Pertanyaannya, apakah dengan kebebasan yang kita miliki di dunia, Tuhan tak memiliki kuasa atas diri kita? Tidak! Aku mengatakan bahwa Tuhan memberikan kita kebebasan, bukan berarti Tuhan kehilangan kuasa atas diri kita. Karena hakikatnya, kata memberikan bermakna superlatif yang tingkatnya lebih tinggi ketimbang kata diberi. Aku adalah orang yang tetap berkeyakinan bahwa Ia adalah Tuhan yang berkehendak dan aktif, memiliki kuasa dan Maha Tahu, bukan seperti tuhannya orang “intelligence design,” bukan pula seperti tuhannya orang agnostic yang hanya menciptakan dunia dan seiisinya lalu membiarkan manusia berkuasa penuh atas kehendaknya sendiri yang berarti menempatkan tuhan hanya sebagai pencipta yang tak memiliki kuasa atas ciptaannya.
Bagiku Ia adalah Tuhan Maha Kuasa.
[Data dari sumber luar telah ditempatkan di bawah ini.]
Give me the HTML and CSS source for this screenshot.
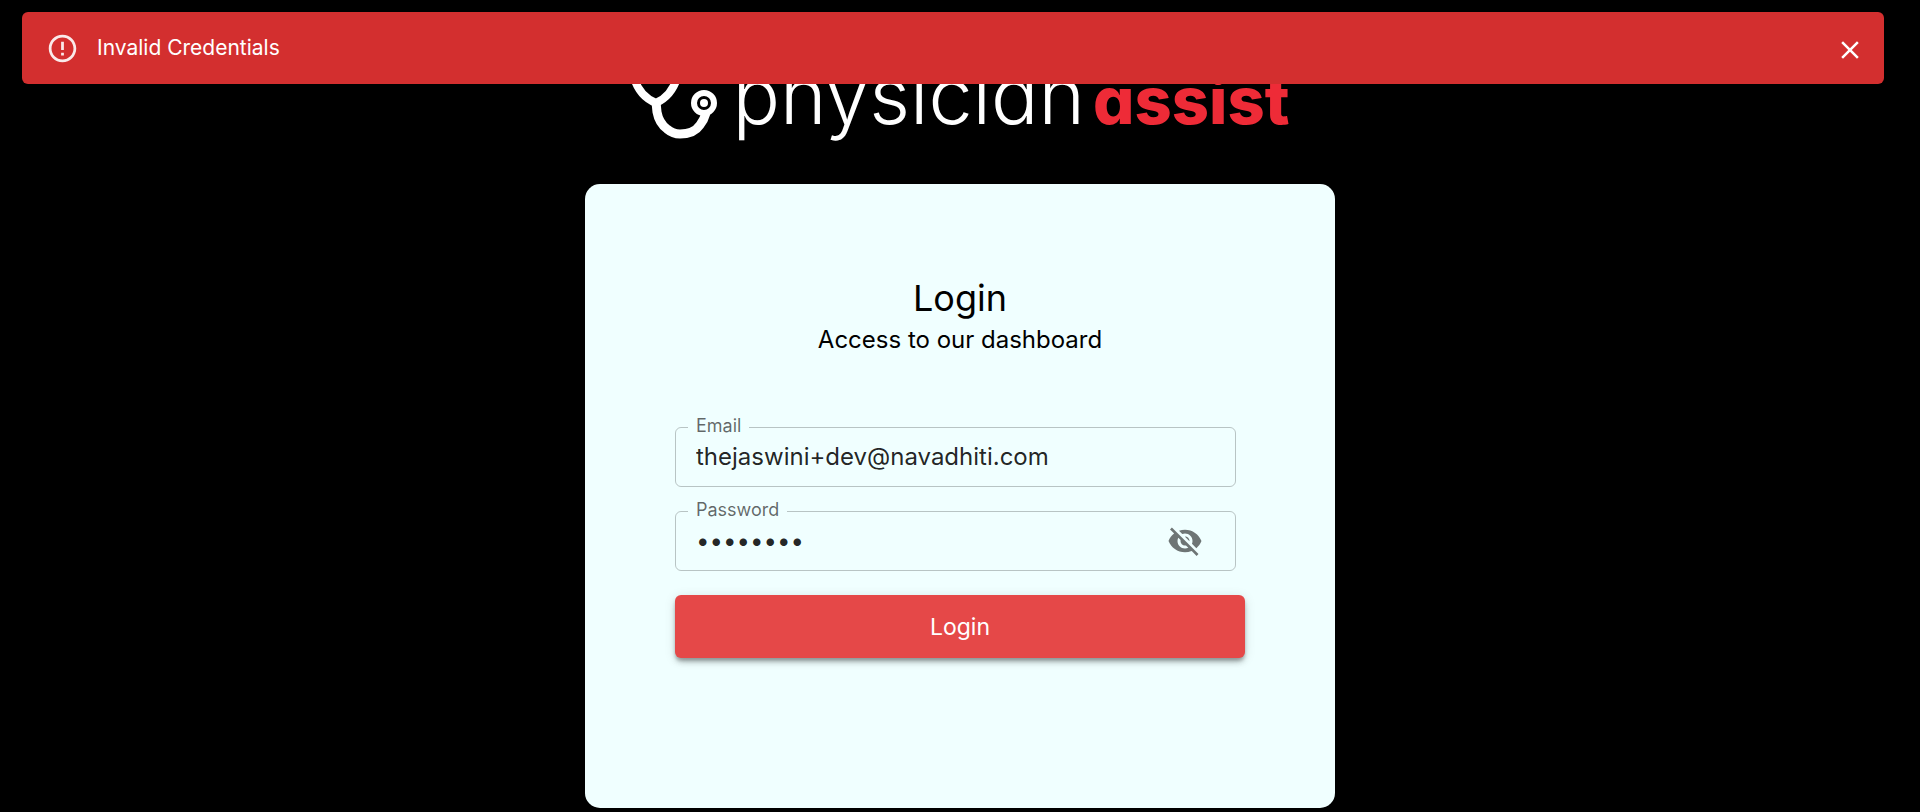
FILE: index.html
```html
<!DOCTYPE html>
<html lang="en">
<head>
<meta charset="utf-8">
<meta name="viewport" content="width=device-width, initial-scale=1">
<title>Physician Assist - Login</title>
<link rel="stylesheet" href="styles.css">
</head>
<body>
<div class="alert" role="alert">
  <svg class="alert-icon" viewBox="0 0 24 24" aria-hidden="true"><path d="M11 15h2v2h-2zm0-8h2v6h-2zm.99-5C6.47 2 2 6.48 2 12s4.47 10 9.99 10C17.52 22 22 17.52 22 12S17.52 2 11.99 2zM12 20c-4.42 0-8-3.58-8-8s3.58-8 8-8 8 3.58 8 8-3.58 8-8 8z"/></svg>
  <span class="alert-text">Invalid Credentials</span>
  <button class="alert-close" type="button" aria-label="Close">
    <svg viewBox="0 0 24 24" aria-hidden="true"><path d="M19 6.41L17.59 5 12 10.59 6.41 5 5 6.41 10.59 12 5 17.59 6.41 19 12 13.41 17.59 19 19 17.59 13.41 12z"/></svg>
  </button>
</div>
<main class="page">
  <div class="logo">
    <svg class="logo-mark" viewBox="0 0 88 104" aria-hidden="true">
      <path class="tube" d="M8 6C-4 30 4 58 26 67C46 58 56 30 44 6"/>
      <path class="stem" d="M26 66L27 76Q29 87 37 93Q43 98 50 98Q64 98 70 89Q74 84 76 77"/>
      <circle class="ring" cx="74" cy="67" r="10"/>
      <circle class="dot" cx="74" cy="67" r="4"/>
    </svg>
    <div class="wordmark">physician<span class="wordmark-strong">assist</span></div>
  </div>
  <section class="card">
    <h1 class="title">Login</h1>
    <p class="subtitle">Access to our dashboard</p>
    <form class="form">
      <fieldset class="field">
        <legend class="legend"><label for="email">Email</label></legend>
        <div class="control"><input class="input" id="email" type="email" value="thejaswini+dev@navadhiti.com"></div>
      </fieldset>
      <fieldset class="field">
        <legend class="legend"><label for="password">Password</label></legend>
        <div class="control">
          <input class="input" id="password" type="password" value="password">
          <button class="toggle" type="button" aria-label="Show password">
            <svg viewBox="0 0 24 24" aria-hidden="true"><path d="M12 7c2.76 0 5 2.24 5 5 0 .65-.13 1.26-.36 1.83l2.92 2.92c1.51-1.26 2.7-2.89 3.43-4.75-1.73-4.39-6-7.5-11-7.5-1.4 0-2.74.25-3.98.7l2.16 2.16C10.74 7.13 11.35 7 12 7zM2 4.27l2.28 2.28.46.46C3.08 8.3 1.78 10.02 1 12c1.73 4.39 6 7.5 11 7.5 1.55 0 3.03-.3 4.38-.84l.42.42L19.73 22 21 20.73 3.27 3 2 4.27zM7.53 9.8l1.55 1.55c-.05.21-.08.43-.08.65 0 1.66 1.34 3 3 3 .22 0 .44-.03.65-.08l1.55 1.55c-.67.33-1.41.53-2.2.53-2.76 0-5-2.24-5-5 0-.79.2-1.53.53-2.2zm4.31-.78l3.15 3.15.02-.16c0-1.66-1.34-3-3-3l-.17.01z"/></svg>
          </button>
        </div>
      </fieldset>
      <button class="submit" type="submit">Login</button>
    </form>
  </section>
</main>
</body>
</html>
```
FILE: styles.css
```css
* { box-sizing: border-box; }

body {
  margin: 0;
  min-height: 100vh;
  background: #000;
  color: #000;
  font-family: Inter, "Liberation Sans", sans-serif;
}

button { padding: 0; border: 0; background: none; font: inherit; cursor: pointer; }
button svg { display: block; fill: currentColor; }

.alert {
  position: fixed;
  z-index: 10;
  top: 12px;
  left: 22px;
  right: 36px;
  display: flex;
  align-items: center;
  min-height: 72px;
  padding: 0 19px 0 24px;
  border-radius: 6px;
  background: #d32f2f;
  color: #fff;
}
.alert-icon { flex: none; width: 33px; height: 33px; margin-right: 18px; fill: currentColor; opacity: .9; }
.alert-text { flex: 1; font-size: 21px; line-height: 30px; }
.alert-close { margin-top: 4px; color: #fff; }
.alert-close svg { width: 30px; height: 30px; }

.page {
  display: flex;
  flex-direction: column;
  align-items: center;
  gap: 44px;
  padding: 36px 24px 4px;
}

.logo { display: flex; height: 104px; }
.logo-mark { width: 88px; height: 104px; margin-right: 14px; fill: none; stroke: #fff; }
.tube { stroke-width: 8; }
.stem { stroke-width: 9; }
.ring { stroke-width: 6; }
.dot { fill: #fff; stroke: none; }
.wordmark {
  color: #fff;
  font-size: 79px;
  font-weight: 300;
  line-height: 118px;
  font-feature-settings: "cv11";
}
.wordmark-strong { margin-left: 8px; color: #ee2b37; font-size: 65px; font-weight: 800; }

.card {
  width: 100%;
  max-width: 750px;
  padding: 92px 90px 150px;
  border-radius: 15px;
  background: azure;
}
.title { margin: 0; text-align: center; font-size: 36px; font-weight: 400; line-height: 44px; }
.subtitle { margin: 0; text-align: center; font-size: 24px; line-height: 40px; }

.form { display: flex; flex-direction: column; gap: 13px; margin-top: 56px; }
.field {
  min-width: 0;
  margin: 0 9px 0 0;
  padding: 0;
  border: 1px solid rgba(0, 0, 0, .23);
  border-radius: 6px;
}
.legend {
  margin-left: 12px;
  padding: 0 8px;
  color: rgba(0, 0, 0, .6);
  font-size: 18px;
  line-height: 22px;
}
.legend label { display: block; height: 22px; line-height: 20px; }
.control { display: flex; align-items: center; height: 58px; margin-top: -10px; padding: 0 32px 0 20px; }
.input {
  flex: 1;
  min-width: 0;
  padding: 0;
  border: 0;
  outline: 0;
  background: none;
  color: rgba(0, 0, 0, .87);
  font: inherit;
  font-size: 24px;
  line-height: 36px;
}
.toggle { color: rgba(0, 0, 0, .54); }
.toggle svg { width: 36px; height: 36px; }
.submit {
  margin-top: 11px;
  min-height: 63px;
  border-radius: 6px;
  background: #e54848;
  color: #fff;
  font-size: 23px;
  box-shadow: 0 5px 6px -2px rgba(0, 0, 0, .3), 0 3px 3px rgba(0, 0, 0, .14), 0 2px 12px rgba(0, 0, 0, .12);
}
```
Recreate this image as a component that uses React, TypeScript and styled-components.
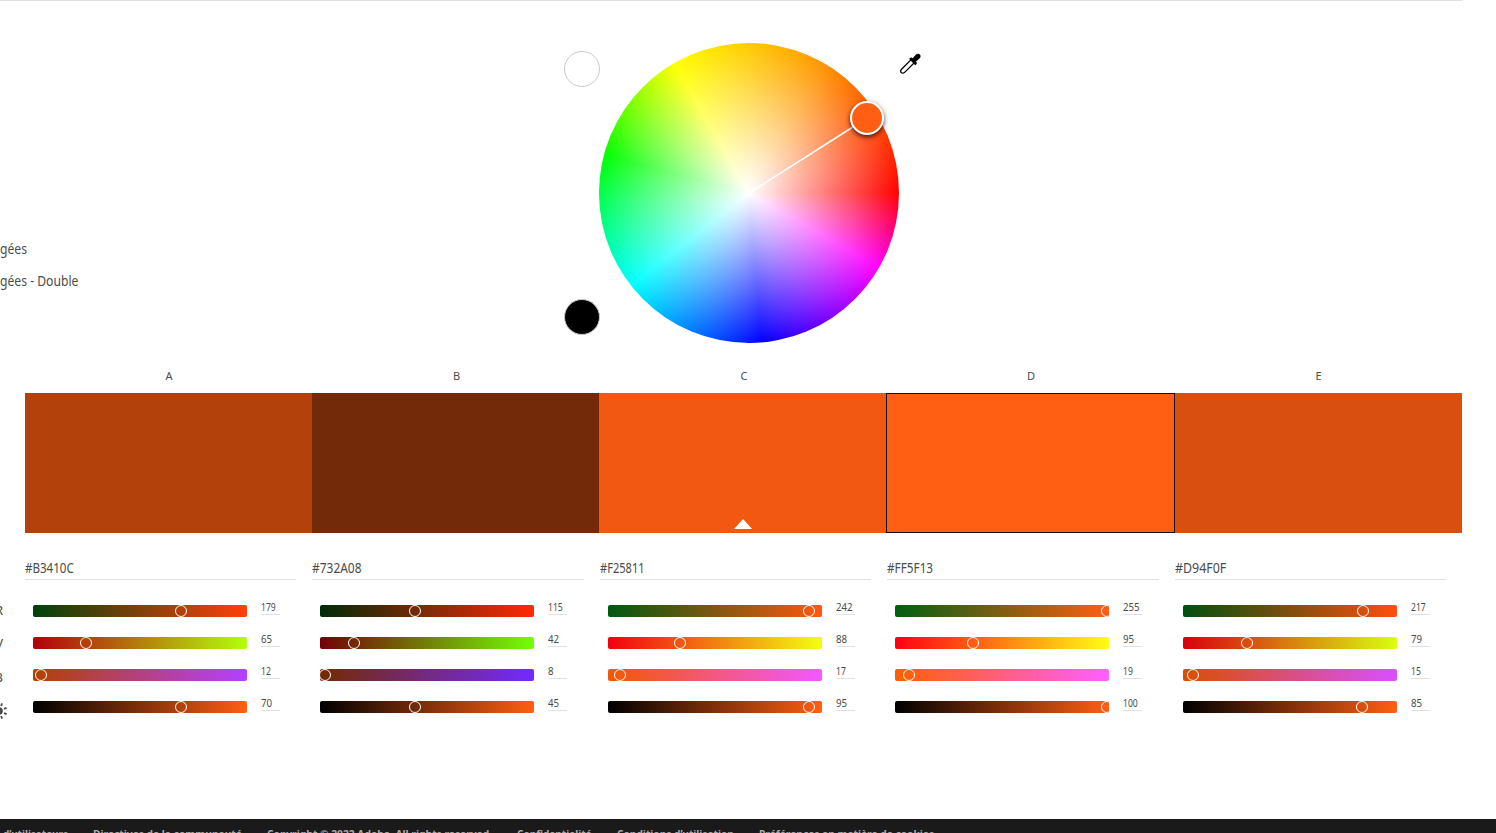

Bahkan Ia menciptakan buku yang menuliskan sejarah perjalanan kehidupan dari awal sampai akhir. Ia Maha Tahu, seorang hamba akan masuk ke syurga atau neraka-Nya. Tapi Ia memberikan manusia jalan untuk dipilih, yang berarti manusia diberikannya hak kebebasan berkehendak atas pilihan-pilihannya di dunia. Sehingga alasan untuk mengikuti apa yang tertulis di buku sejarah kehidupan memiliki alasan yang pantas untuk terpenuhi.